Yakir is potty training himself.
I say that he’s training himself because the Sussmans have some pretty hard and fast rules. And one of these rules is “No potty training takes place until the child is good and ready.”
Now, this rule means that we have only brought one child to three year old gan (nursery school) potty trained. Our boys don’t seem interested in the whole training thing, and we have never – ever – pushed them on it until it’s gotten ridiculous. We always get a kick out of going to nursery school and having the teacher say, “What do you mean your son isn’t trained? Almost everyone is trained!” and then we look around to see the puddles under many of the children’s desks and the discarded piles of peed-upon clothing. Yeah, your kids are really trained.
Our favorite story was with Amichai. When he started three year old gan with a very strict teacher, she declared that it was ridiculous that he wasn’t trained and that she would soon whip him into shape. “Ok,” I said with a smirk, “You go ahead and do that.”
At Chanukah, she came to me and said, “This is the hardest child I’ve ever seen in my 20 year career. What do you think about waiting for Pesach to train him?”

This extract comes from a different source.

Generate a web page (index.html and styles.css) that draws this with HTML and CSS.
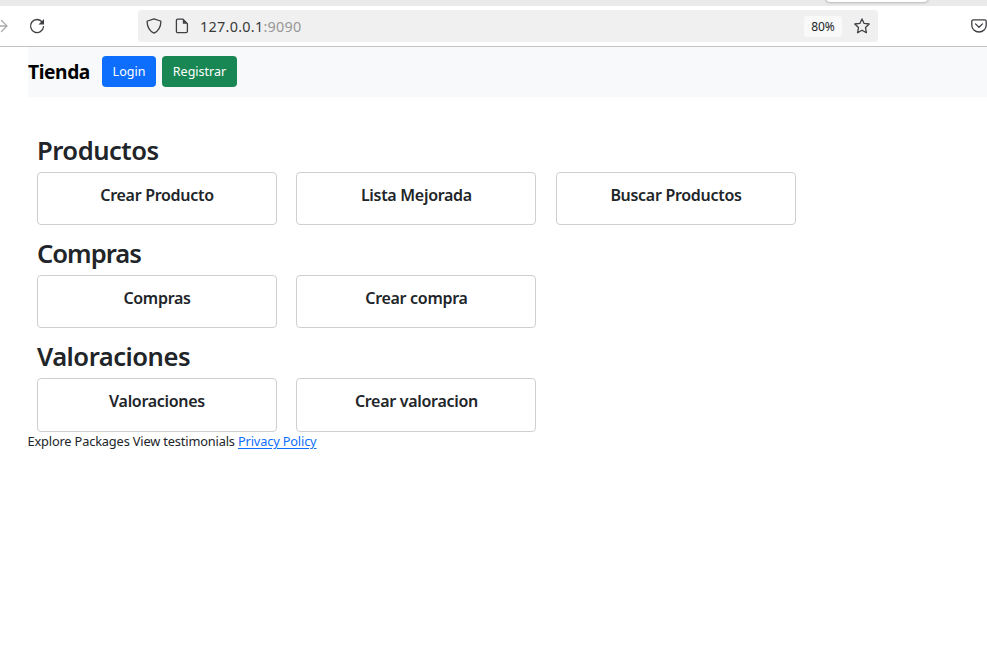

And so, we’ve always waited until that golden moment – the opportunity to seize the day – when they will be trained within 48 hours with nary an accident to speak of.
And then Yakir was born.
He’s named for my Papa Jerry, and you will often find me muttering to myself, “Papa! Come on! Give a woman a rest. What were you thinking with this one?”
Yakir has the energy and spirit that any 22 year old mother would dream of enjoying.
But 22 I’m not.
So, last week when his teacher, Anat, told me that he ripped off his diaper and declared himself potty trained, I laughed. And then I proceeded to put his diaper back on when he came home from school, day after day after day. At some point, she pulled me aside and berated me, as only the daycare teachers in Israel know how to do, saying that he really was having success in school and that it was high time that I got with the program.
So, we kept his diaper off for a few days, and watched him pee and poop all over the floor of the house. Meanwhile, he was perfect at daycare, and I was stunned each day when I picked him up and he was still wearing the same clothes.
Finally, a week or so into the process, he started catching on at home as well, although his favorite place to pee is still in the garden or on the bricks on our porch. Hmmmm…
He’s still pooping in his pants at least twice a day at home, which makes for some awesome afternoons and some very creative early morning fun. I’m hoping that one will take care of itself sometime soon.
And apparently, he’s leading a revolution in school. Anat reports that he recently went around to all 100 children in the various classes in the daycare who range in age from 3 month to 3 years, declaring that everyone needed to throw off their diapers.
That evening, I pictured children across the yishuv declaring themselves diaper-free while peeing on the floor, and pointing the finger at the rabble-rouser, Yakir.
Yes, we went into hiding after that incident.
Never fear, Papa. This guy is putting your antics, your energy and your creativity to good use. Looks like he will live up to those Purple Hearts that you earned…and then some.